Un garçon en manque de conseils
Pourtant, les performances du jeune homme cette saison le placent en position de force. S’il avait pris sa décision, son club n’aurait rien pu y faire. C’est donc son hésitation qui interpelle, alors que son père s’est exprimé de nombreuses fois dans les médias, expliquant que ce sera l’Algérie et rien d’autre. Avant que l’on apprenne que le joueur a viré son agent… « S’il s’est séparé de lui, c’est que ça n’allait plus mais il devrait rapidement en trouver un autre pour éviter tout débordement de son entourage. Aujourd’hui, un père de footballeur n’a pas à prendre la parole pour évoquer l’avenir sportif de son fils. C’est trop passionné, trop risqué », estime Broutinovski.

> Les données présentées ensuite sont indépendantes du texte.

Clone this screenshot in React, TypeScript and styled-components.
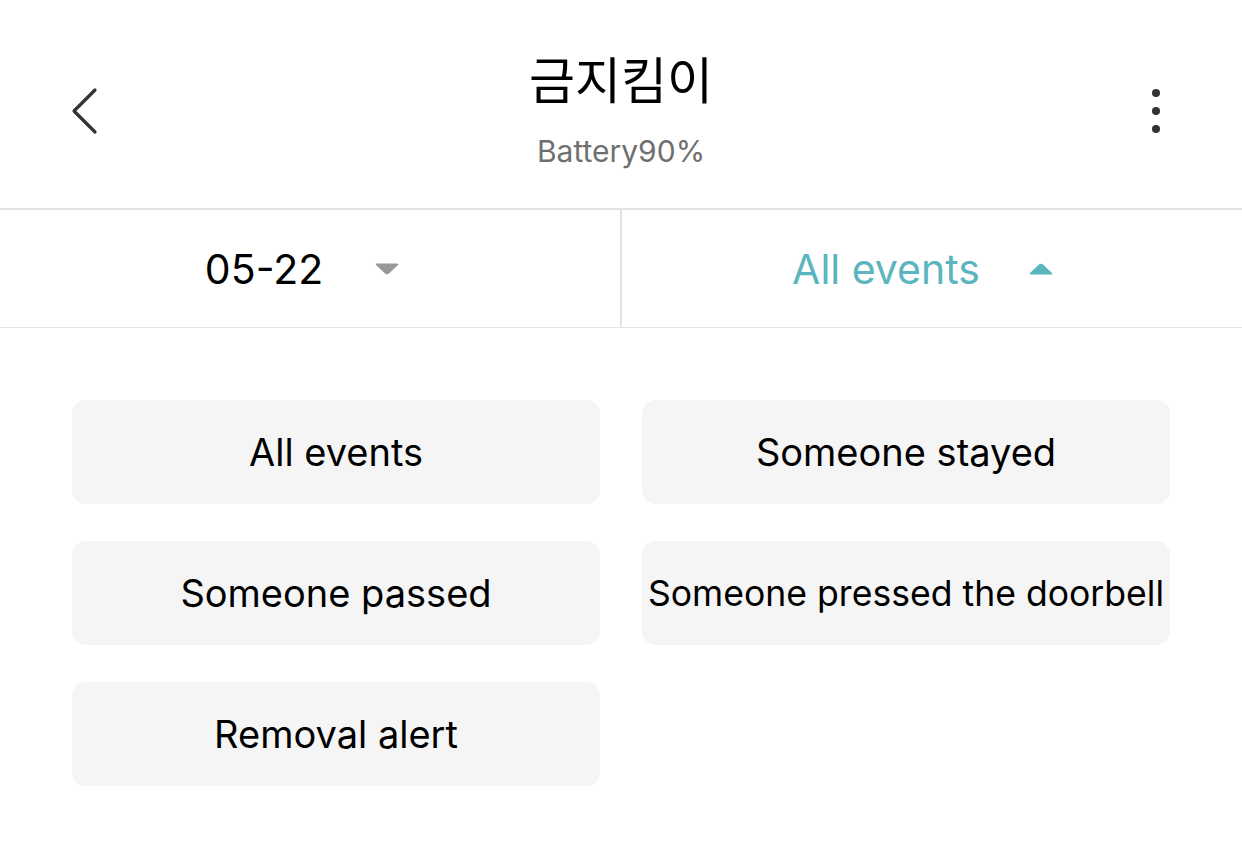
import React from "react";
import styled, { createGlobalStyle } from "styled-components";

const Global = createGlobalStyle`
  html, body { margin: 0; padding: 0; background: #ffffff; }
  body { font-family: Inter, "Noto Sans CJK KR", sans-serif; }
  * { box-sizing: border-box; }
`;

const Page = styled.div`
  width: 1242px;
  height: 846px;
  background: #fff;
  display: flex;
  flex-direction: column;
`;

const Header = styled.header`
  height: 210px;
  border-bottom: 2px solid #e3e3e3;
  display: grid;
  grid-template-columns: 140px 1fr 140px;
  align-items: start;
`;

const IconButton = styled.div<{ $align: "left" | "right" }>`
  display: flex;
  justify-content: ${(p) => (p.$align === "left" ? "flex-start" : "flex-end")};
  padding: ${(p) => (p.$align === "left" ? "86px 0 0 69px" : "86px 81px 0 0")};
`;

const TitleBlock = styled.div`
  display: flex;
  flex-direction: column;
  align-items: center;
  padding-top: 42px;
`;

const Title = styled.h1`
  margin: 0;
  font-family: "Noto Sans CJK KR", sans-serif;
  font-weight: 400;
  font-size: 50px;
  line-height: 70px;
  color: #000;
`;

const Subtitle = styled.div`
  margin-top: 21px;
  font-family: Inter, sans-serif;
  font-size: 30px;
  line-height: 36px;
  color: #6f6f6f;
`;

const FilterBar = styled.div`
  height: 118px;
  border-bottom: 1px solid #e3e3e3;
  display: grid;
  grid-template-columns: 620px 2px 1fr;
`;

const Divider = styled.div`
  background: #e3e3e3;
`;

const FilterCell = styled.div<{ $active?: boolean }>`
  display: flex;
  align-items: center;
  justify-content: center;
  gap: ${(p) => (p.$active ? "48px" : "51px")};
  color: ${(p) => (p.$active ? "#5ab5be" : "#000")};
  font-size: 41px;
  padding-right: ${(p) => (p.$active ? "18px" : "15px")};
`;

const Grid = styled.div`
  display: grid;
  grid-template-columns: 528px 528px;
  column-gap: 42px;
  row-gap: 37px;
  padding: 72px 0 0 72px;
`;

const Option = styled.div<{ $compact?: boolean }>`
  height: 104px;
  border-radius: 14px;
  background: #f5f5f5;
  display: flex;
  align-items: center;
  justify-content: center;
  font-size: ${(p) => (p.$compact ? "35.6px" : "38px")};
  color: #000;
  white-space: nowrap;
`;

const Back = () => (
  <svg width="30" height="50" viewBox="0 0 30 50">
    <path d="M26 4 L5 25 L26 46" fill="none" stroke="#333" strokeWidth="3.2" strokeLinecap="round" strokeLinejoin="round" />
  </svg>
);

const More = () => (
  <svg width="10" height="50" viewBox="0 0 10 50">
    <circle cx="5" cy="7" r="4" fill="#333" />
    <circle cx="5" cy="25" r="4" fill="#333" />
    <circle cx="5" cy="43" r="4" fill="#333" />
  </svg>
);

const Caret = ({ up, color }: { up?: boolean; color: string }) => (
  <svg width="26" height="14" viewBox="0 0 26 14">
    <path
      d={up ? "M13 2 Q14 1.5 15 2.5 L24 11 Q25 12.5 23 12.5 L3 12.5 Q1 12.5 2 11 L11 2.5 Q12 1.5 13 2Z" : "M13 12 Q14 12.5 15 11.5 L24 3 Q25 1.5 23 1.5 L3 1.5 Q1 1.5 2 3 L11 11.5 Q12 12.5 13 12Z"}
      fill={color}
    />
  </svg>
);

const options = [
  "All events",
  "Someone stayed",
  "Someone passed",
  "Someone pressed the doorbell",
  "Removal alert",
];

export default function App() {
  return (
    <Page>
      <Global />
      <Header>
        <IconButton $align="left">
          <Back />
        </IconButton>
        <TitleBlock>
          <Title>금지킴이</Title>
          <Subtitle>Battery90%</Subtitle>
        </TitleBlock>
        <IconButton $align="right">
          <More />
        </IconButton>
      </Header>
      <FilterBar>
        <FilterCell>
          <span>05-22</span>
          <Caret color="#999" />
        </FilterCell>
        <Divider />
        <FilterCell $active>
          <span>All events</span>
          <Caret up color="#5ab5be" />
        </FilterCell>
      </FilterBar>
      <Grid>
        {options.map((o) => (
          <Option key={o} $compact={o.length > 20}>
            {o}
          </Option>
        ))}
      </Grid>
    </Page>
  );
}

« C’est un cas classique dans le foot : avant qu’il explose, ce n’était pas grave qu’il ait un agent mais maintenant, l’entourage n’a plus envie de partager le gâteau. Va-t-il se rendre compte qu’il lui faut de l’aide pour gérer sa communication dans un moment pareil ? Il est en train de se griller. », enfonce un autre agent. En effet, en disant qu’il veut l’équipe de France, il se met une pression considérable, car il aurait encore moins le droit de se manquer qu’un autre. Mais, s’il continue de ne pas choisir, cela risque de fâcher les Algériens. En l’occurrence, tout est donc dans la manière de l’annoncer. Et Nabil Fekir n’est qu’un enfant perdu entre son père et son employeur. Une proie. Selon nos informations, Jean-Pierre Bernès lui aurait récemment téléphoné, lui assurant qu’il pouvait faire en sorte que Didier Deschamps le fasse jouer. Mais il n’était pas obligé de le croire.